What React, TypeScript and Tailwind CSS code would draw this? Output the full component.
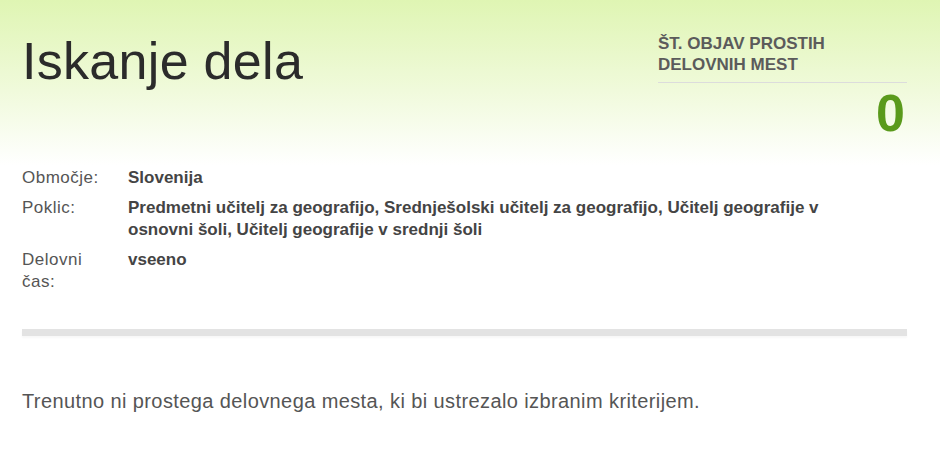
import React from 'react';

const criteria = [
  { label: 'Območje:', value: 'Slovenija' },
  {
    label: 'Poklic:',
    value:
      'Predmetni učitelj za geografijo, Srednješolski učitelj za geografijo, Učitelj geografije v osnovni šoli, Učitelj geografije v srednji šoli',
  },
  { label: 'Delovni čas:', value: 'vseeno' },
];

export default function App() {
  return (
    <div
      className="min-h-[451px] w-full bg-white bg-[linear-gradient(to_bottom,#dff5b3_0px,#f0fadb_90px,#ffffff_165px)] pl-[22px] pr-[33px]"
      style={{ fontFamily: '"Liberation Sans", Arial, sans-serif' }}
    >
      {/* Header */}
      <div className="flex items-start justify-between">
        <h1 className="mt-[35px] text-[52px] leading-none font-normal text-[#2b2b2b] tracking-[0.3px]">Iskanje dela</h1>
        <div className="mt-[33px] w-[249px]">
          <p className="text-[17px] leading-[21px] font-bold text-[#5b5b5b]">
            ŠT. OBJAV PROSTIH
            <br />
            DELOVNIH MEST
          </p>
          <div className="mt-[7px] h-px bg-[#dcdcdc]" />
          <div className="mt-[4px] text-right text-[52px] leading-none font-bold text-[#5a9a1c] pr-[2px]">0</div>
        </div>
      </div>

      {/* Criteria */}
      <div className="mt-[28px] flex flex-col gap-[8px]">
        {criteria.map(c => (
          <div key={c.label} className="flex text-[17px] leading-[22px]">
            <div className="w-[106px] shrink-0 pr-4 text-[#555] tracking-[0.5px]">{c.label}</div>
            <div className="w-[740px] font-bold text-[#444]">{c.value}</div>
          </div>
        ))}
      </div>

      {/* Divider */}
      <div className="mt-[36px] h-[7px] bg-[#e3e3e3] shadow-[0_2px_2px_rgba(0,0,0,0.03)]" />

      <p className="mt-[53px] text-[20px] leading-[24px] text-[#555] tracking-[0.4px]">
        Trenutno ni prostega delovnega mesta, ki bi ustrezalo izbranim kriterijem.
      </p>
    </div>
  );
}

::::::::

SET PROBLEM: The data above needs to be retyped exactly, with the images left out.

RESPONSE TO THIS TASK:
What React, TypeScript and Tailwind CSS code would draw this? Output the full component.
import React from 'react';

const criteria = [
  { label: 'Območje:', value: 'Slovenija' },
  {
    label: 'Poklic:',
    value:
      'Predmetni učitelj za geografijo, Srednješolski učitelj za geografijo, Učitelj geografije v osnovni šoli, Učitelj geografije v srednji šoli',
  },
  { label: 'Delovni čas:', value: 'vseeno' },
];

export default function App() {
  return (
    <div
      className="min-h-[451px] w-full bg-white bg-[linear-gradient(to_bottom,#dff5b3_0px,#f0fadb_90px,#ffffff_165px)] pl-[22px] pr-[33px]"
      style={{ fontFamily: '"Liberation Sans", Arial, sans-serif' }}
    >
      {/* Header */}
      <div className="flex items-start justify-between">
        <h1 className="mt-[35px] text-[52px] leading-none font-normal text-[#2b2b2b] tracking-[0.3px]">Iskanje dela</h1>
        <div className="mt-[33px] w-[249px]">
          <p className="text-[17px] leading-[21px] font-bold text-[#5b5b5b]">
            ŠT. OBJAV PROSTIH
            <br />
            DELOVNIH MEST
          </p>
          <div className="mt-[7px] h-px bg-[#dcdcdc]" />
          <div className="mt-[4px] text-right text-[52px] leading-none font-bold text-[#5a9a1c] pr-[2px]">0</div>
        </div>
      </div>

      {/* Criteria */}
      <div className="mt-[28px] flex flex-col gap-[8px]">
        {criteria.map(c => (
          <div key={c.label} className="flex text-[17px] leading-[22px]">
            <div className="w-[106px] shrink-0 pr-4 text-[#555] tracking-[0.5px]">{c.label}</div>
            <div className="w-[740px] font-bold text-[#444]">{c.value}</div>
          </div>
        ))}
      </div>

      {/* Divider */}
      <div className="mt-[36px] h-[7px] bg-[#e3e3e3] shadow-[0_2px_2px_rgba(0,0,0,0.03)]" />

      <p className="mt-[53px] text-[20px] leading-[24px] text-[#555] tracking-[0.4px]">
        Trenutno ni prostega delovnega mesta, ki bi ustrezalo izbranim kriterijem.
      </p>
    </div>
  );
}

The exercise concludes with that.